**Problem requirements:**
Locate the string "styles" in the listing below. Copy every line where it is found.

# # # # #

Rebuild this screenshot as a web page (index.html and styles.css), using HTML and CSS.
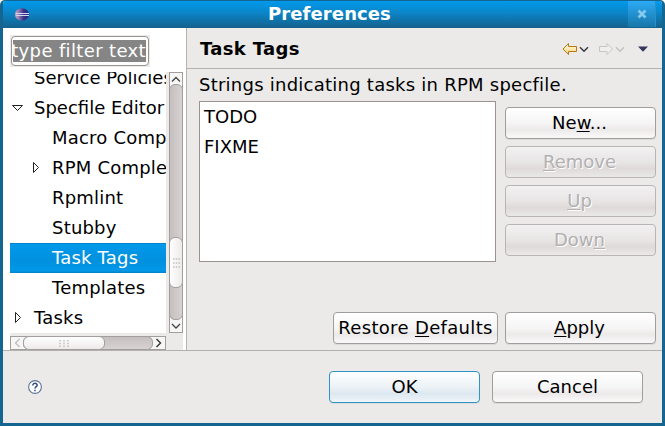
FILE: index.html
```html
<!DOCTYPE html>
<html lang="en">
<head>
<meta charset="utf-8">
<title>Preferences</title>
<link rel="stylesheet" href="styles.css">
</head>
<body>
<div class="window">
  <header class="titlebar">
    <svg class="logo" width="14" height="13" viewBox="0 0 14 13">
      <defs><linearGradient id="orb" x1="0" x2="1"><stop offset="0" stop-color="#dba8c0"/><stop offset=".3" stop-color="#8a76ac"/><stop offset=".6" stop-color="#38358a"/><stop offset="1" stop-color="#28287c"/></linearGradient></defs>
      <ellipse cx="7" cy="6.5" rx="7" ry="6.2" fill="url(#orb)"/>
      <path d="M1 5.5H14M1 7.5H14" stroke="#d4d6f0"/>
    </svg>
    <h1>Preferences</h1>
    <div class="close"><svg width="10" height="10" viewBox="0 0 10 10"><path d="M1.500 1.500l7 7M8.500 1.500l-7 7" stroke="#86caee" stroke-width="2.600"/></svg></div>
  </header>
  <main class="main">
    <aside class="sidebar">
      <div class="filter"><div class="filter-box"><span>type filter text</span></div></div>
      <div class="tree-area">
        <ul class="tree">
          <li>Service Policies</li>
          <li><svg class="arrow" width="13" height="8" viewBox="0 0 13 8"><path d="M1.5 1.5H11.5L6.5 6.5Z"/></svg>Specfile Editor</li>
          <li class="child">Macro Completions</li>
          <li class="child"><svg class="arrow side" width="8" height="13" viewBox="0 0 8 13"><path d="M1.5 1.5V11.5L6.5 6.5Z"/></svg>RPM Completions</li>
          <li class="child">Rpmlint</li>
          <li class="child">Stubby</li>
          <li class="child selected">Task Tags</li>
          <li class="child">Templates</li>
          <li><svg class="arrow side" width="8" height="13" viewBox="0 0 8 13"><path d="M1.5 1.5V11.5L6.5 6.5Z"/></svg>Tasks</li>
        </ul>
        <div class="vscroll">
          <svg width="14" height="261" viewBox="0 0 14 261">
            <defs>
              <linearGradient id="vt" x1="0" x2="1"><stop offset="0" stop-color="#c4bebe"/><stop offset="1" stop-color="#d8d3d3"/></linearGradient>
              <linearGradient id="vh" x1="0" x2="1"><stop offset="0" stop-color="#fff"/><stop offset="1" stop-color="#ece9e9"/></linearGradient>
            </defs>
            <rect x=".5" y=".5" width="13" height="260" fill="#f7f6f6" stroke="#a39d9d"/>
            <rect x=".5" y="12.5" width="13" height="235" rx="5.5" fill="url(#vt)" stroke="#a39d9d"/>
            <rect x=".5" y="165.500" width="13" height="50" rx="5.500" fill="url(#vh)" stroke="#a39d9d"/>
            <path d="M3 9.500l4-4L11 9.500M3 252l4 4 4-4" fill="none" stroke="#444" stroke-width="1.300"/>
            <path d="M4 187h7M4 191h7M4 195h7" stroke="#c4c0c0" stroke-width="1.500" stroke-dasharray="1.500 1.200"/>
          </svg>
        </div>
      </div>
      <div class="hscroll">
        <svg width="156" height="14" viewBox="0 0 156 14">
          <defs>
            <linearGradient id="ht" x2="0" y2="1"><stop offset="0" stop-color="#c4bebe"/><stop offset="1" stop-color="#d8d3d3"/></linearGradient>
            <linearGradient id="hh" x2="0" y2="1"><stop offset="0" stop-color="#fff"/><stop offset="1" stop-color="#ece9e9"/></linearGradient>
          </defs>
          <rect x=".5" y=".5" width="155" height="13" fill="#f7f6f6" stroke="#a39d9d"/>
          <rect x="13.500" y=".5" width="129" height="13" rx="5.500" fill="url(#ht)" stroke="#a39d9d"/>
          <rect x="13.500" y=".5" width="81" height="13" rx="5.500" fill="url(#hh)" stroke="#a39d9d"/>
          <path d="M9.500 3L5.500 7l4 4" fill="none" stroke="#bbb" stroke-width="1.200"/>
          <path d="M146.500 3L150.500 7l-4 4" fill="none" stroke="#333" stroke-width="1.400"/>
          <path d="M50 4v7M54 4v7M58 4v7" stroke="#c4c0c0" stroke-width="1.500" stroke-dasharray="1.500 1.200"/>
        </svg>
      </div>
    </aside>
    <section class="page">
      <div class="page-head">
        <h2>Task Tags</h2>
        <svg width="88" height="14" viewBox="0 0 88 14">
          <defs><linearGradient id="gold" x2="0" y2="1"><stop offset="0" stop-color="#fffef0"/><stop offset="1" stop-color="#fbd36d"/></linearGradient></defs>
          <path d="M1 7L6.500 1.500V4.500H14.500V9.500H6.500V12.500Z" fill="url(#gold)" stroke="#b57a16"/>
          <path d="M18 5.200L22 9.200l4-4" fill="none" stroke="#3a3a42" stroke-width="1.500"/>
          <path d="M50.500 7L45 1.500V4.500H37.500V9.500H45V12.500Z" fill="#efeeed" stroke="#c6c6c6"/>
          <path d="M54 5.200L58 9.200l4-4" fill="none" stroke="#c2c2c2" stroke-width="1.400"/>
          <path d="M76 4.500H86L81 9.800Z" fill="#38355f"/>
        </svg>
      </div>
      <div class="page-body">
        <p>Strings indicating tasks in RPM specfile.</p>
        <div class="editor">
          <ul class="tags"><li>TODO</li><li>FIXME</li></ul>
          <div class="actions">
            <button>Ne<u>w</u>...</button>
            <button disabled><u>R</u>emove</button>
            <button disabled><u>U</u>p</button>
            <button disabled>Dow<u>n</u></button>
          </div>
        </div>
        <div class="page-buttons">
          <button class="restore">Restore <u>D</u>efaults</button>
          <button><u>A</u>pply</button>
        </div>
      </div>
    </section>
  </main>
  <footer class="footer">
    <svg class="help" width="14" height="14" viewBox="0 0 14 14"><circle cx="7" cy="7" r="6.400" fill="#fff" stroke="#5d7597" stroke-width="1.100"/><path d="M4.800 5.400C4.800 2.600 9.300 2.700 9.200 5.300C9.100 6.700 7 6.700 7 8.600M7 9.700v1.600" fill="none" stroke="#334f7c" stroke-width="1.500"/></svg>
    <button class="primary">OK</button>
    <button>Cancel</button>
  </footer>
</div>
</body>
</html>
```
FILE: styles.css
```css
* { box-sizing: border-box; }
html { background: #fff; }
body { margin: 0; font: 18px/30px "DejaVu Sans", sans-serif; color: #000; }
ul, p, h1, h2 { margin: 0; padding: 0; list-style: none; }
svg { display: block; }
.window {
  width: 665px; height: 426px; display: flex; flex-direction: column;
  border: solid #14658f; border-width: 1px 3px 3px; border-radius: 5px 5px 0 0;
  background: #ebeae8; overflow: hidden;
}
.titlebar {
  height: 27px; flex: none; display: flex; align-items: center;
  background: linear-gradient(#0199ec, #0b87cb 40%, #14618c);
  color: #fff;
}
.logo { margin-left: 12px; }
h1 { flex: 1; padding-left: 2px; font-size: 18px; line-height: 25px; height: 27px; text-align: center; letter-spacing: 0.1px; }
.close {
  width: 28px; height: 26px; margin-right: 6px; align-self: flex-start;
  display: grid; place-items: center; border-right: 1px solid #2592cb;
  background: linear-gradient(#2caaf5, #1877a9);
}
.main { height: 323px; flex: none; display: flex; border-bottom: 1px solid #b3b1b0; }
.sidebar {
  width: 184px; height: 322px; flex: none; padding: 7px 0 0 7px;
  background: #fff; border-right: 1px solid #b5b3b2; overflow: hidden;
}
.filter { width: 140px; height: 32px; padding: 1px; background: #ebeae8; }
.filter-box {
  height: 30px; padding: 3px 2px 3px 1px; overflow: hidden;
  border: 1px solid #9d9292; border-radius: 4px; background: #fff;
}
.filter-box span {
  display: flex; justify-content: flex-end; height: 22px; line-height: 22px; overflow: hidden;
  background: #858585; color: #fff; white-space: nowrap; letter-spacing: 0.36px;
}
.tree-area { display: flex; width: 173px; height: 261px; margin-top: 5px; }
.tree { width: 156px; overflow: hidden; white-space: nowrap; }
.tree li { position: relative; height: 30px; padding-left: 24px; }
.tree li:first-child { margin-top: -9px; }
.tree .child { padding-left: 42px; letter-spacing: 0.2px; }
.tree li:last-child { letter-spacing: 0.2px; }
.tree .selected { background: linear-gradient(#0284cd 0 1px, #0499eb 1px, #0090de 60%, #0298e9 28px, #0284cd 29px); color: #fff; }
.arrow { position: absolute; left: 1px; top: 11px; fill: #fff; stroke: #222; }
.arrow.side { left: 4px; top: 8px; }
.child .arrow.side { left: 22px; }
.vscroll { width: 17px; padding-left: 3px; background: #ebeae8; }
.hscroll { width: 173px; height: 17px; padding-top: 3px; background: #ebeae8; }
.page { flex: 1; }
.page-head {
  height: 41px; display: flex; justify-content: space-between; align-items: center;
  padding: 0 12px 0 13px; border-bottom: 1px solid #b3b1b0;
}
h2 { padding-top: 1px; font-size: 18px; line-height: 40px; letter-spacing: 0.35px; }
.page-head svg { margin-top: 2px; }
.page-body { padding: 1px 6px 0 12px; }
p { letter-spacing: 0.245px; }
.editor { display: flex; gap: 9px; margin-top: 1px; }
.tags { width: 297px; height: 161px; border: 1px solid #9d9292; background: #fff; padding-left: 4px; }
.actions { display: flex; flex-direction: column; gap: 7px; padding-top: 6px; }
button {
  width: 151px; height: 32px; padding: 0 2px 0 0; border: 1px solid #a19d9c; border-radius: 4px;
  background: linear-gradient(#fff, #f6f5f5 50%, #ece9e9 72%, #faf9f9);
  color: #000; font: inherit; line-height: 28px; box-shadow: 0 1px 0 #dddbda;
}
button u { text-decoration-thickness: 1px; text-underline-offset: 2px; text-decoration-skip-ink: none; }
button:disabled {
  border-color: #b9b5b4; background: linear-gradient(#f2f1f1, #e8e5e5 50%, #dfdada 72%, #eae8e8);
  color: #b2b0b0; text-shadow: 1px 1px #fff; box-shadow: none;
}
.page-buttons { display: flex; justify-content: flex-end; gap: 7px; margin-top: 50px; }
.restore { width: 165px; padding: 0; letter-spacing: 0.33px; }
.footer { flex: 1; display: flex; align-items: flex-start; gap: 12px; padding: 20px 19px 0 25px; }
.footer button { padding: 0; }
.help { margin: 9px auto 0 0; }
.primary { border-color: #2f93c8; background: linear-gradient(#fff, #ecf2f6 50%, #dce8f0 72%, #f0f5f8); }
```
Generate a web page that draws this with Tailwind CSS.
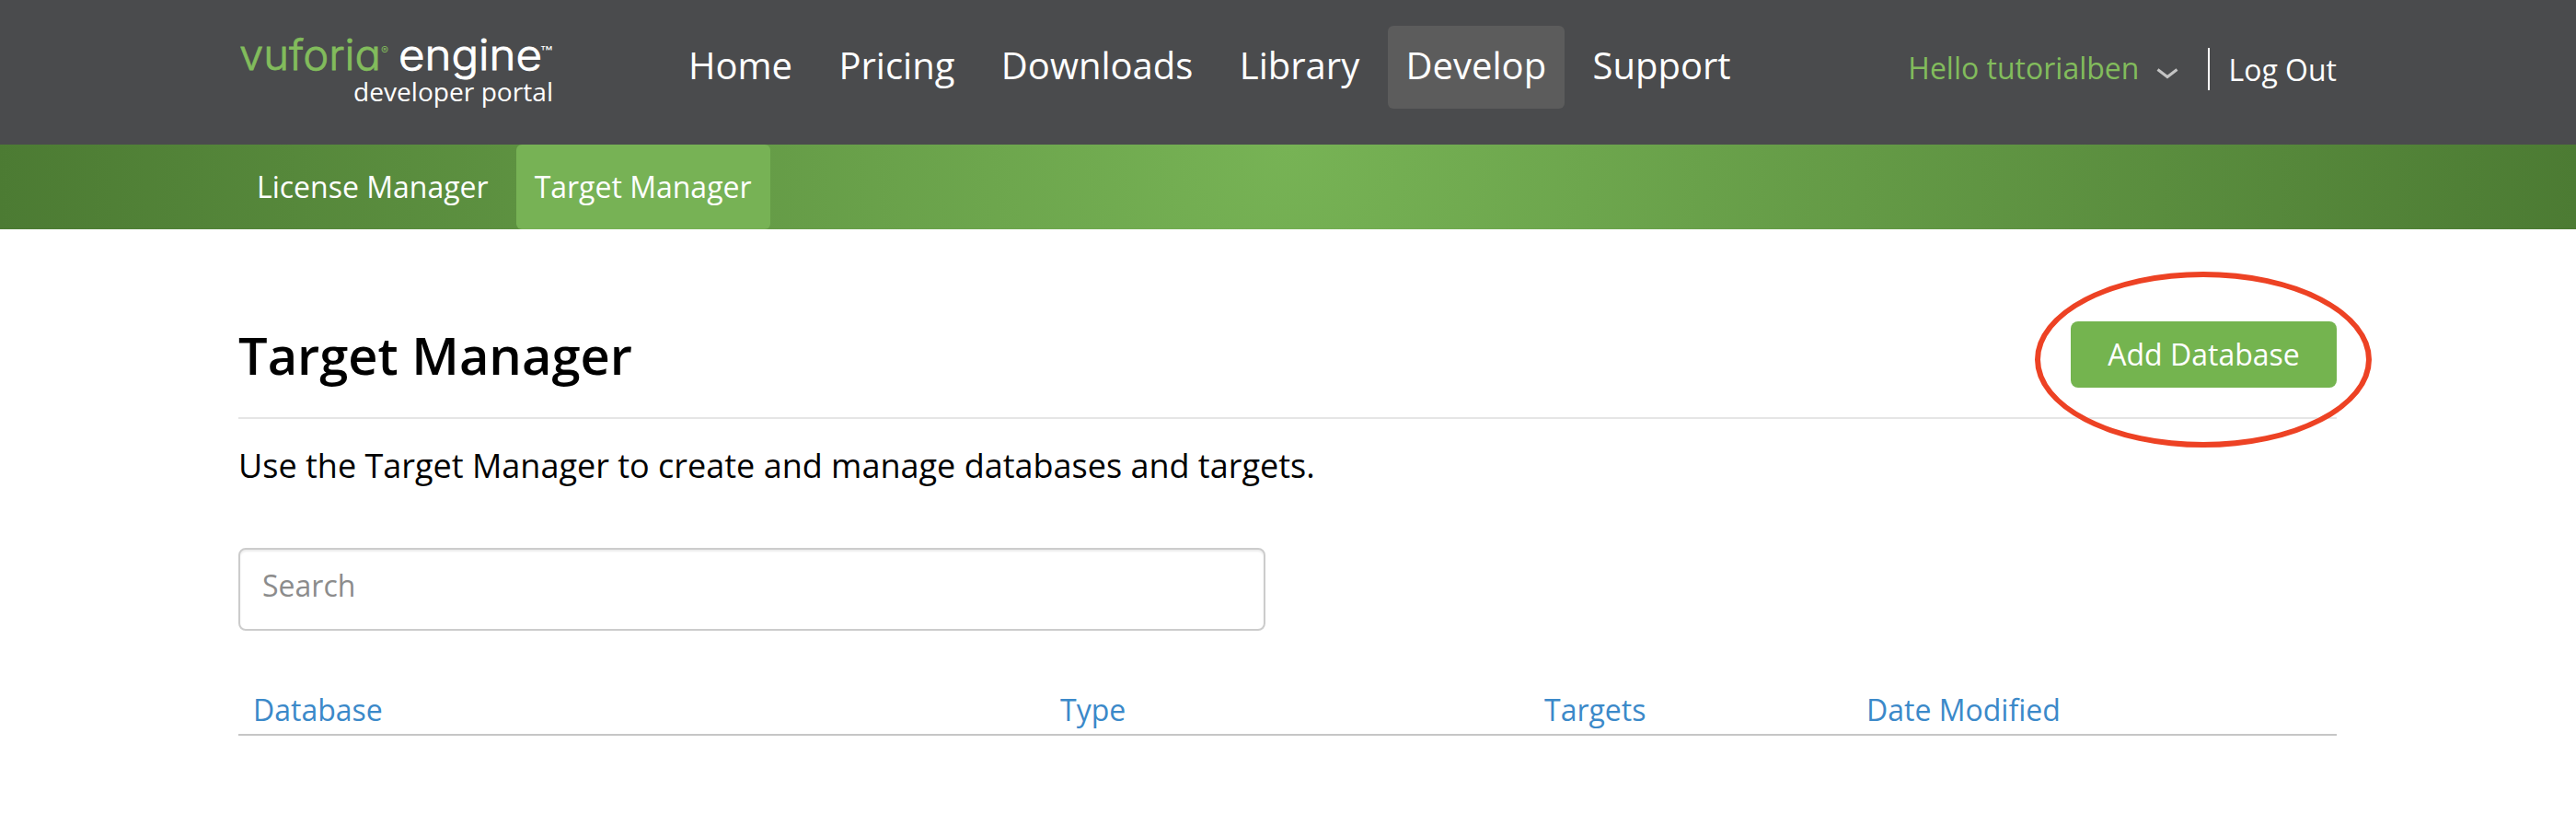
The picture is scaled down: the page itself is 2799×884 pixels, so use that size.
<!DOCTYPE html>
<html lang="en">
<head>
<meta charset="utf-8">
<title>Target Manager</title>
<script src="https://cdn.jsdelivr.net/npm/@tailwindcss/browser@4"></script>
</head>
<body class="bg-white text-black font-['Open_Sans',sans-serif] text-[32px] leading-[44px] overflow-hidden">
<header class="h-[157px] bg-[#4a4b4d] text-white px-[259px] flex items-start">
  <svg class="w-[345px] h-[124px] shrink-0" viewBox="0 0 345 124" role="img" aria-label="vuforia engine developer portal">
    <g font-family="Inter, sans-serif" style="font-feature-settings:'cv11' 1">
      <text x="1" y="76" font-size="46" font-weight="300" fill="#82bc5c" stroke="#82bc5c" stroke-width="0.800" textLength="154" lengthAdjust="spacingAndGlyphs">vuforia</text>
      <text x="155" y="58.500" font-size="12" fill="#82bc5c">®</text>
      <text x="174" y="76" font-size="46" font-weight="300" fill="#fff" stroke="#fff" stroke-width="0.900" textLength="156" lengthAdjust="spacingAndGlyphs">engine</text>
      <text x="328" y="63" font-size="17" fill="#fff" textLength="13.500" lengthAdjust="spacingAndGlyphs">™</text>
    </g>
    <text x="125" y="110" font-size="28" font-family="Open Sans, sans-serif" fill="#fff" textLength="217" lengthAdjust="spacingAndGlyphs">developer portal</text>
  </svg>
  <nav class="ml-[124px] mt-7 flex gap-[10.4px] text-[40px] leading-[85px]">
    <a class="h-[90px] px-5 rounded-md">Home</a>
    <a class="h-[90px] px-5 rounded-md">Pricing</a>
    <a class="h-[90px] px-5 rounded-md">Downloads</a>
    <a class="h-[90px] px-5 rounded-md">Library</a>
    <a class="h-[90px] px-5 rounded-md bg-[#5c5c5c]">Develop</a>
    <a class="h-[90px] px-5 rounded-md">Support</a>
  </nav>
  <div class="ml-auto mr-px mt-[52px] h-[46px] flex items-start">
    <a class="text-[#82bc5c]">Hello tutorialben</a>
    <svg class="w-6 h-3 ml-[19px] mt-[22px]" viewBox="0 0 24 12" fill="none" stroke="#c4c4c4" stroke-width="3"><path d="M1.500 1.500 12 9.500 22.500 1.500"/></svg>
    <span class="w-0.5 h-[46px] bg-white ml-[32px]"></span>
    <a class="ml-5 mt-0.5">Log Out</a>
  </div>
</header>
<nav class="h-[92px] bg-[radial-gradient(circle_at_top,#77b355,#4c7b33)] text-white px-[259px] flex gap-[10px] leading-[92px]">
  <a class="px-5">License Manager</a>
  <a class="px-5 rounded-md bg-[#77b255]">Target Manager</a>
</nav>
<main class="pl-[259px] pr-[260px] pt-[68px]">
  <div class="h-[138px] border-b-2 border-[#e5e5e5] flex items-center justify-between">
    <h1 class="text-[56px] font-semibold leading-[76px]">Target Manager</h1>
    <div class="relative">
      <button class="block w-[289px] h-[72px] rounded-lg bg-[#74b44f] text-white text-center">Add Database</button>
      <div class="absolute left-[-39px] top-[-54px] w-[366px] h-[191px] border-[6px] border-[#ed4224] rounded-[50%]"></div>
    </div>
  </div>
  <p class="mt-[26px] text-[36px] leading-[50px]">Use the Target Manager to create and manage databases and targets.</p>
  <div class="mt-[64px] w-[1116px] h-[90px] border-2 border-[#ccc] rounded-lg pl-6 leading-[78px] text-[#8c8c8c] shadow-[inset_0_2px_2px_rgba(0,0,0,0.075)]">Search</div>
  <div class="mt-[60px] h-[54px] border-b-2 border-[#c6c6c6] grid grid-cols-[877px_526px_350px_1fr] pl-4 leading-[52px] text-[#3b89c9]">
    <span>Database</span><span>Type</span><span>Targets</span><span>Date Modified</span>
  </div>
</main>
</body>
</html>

# # # # #

**Answer to this problem:**
Rebuild this screenshot as a web page (index.html and styles.css), using HTML and CSS.
<link rel="stylesheet" href="styles.css">
FILE: styles.css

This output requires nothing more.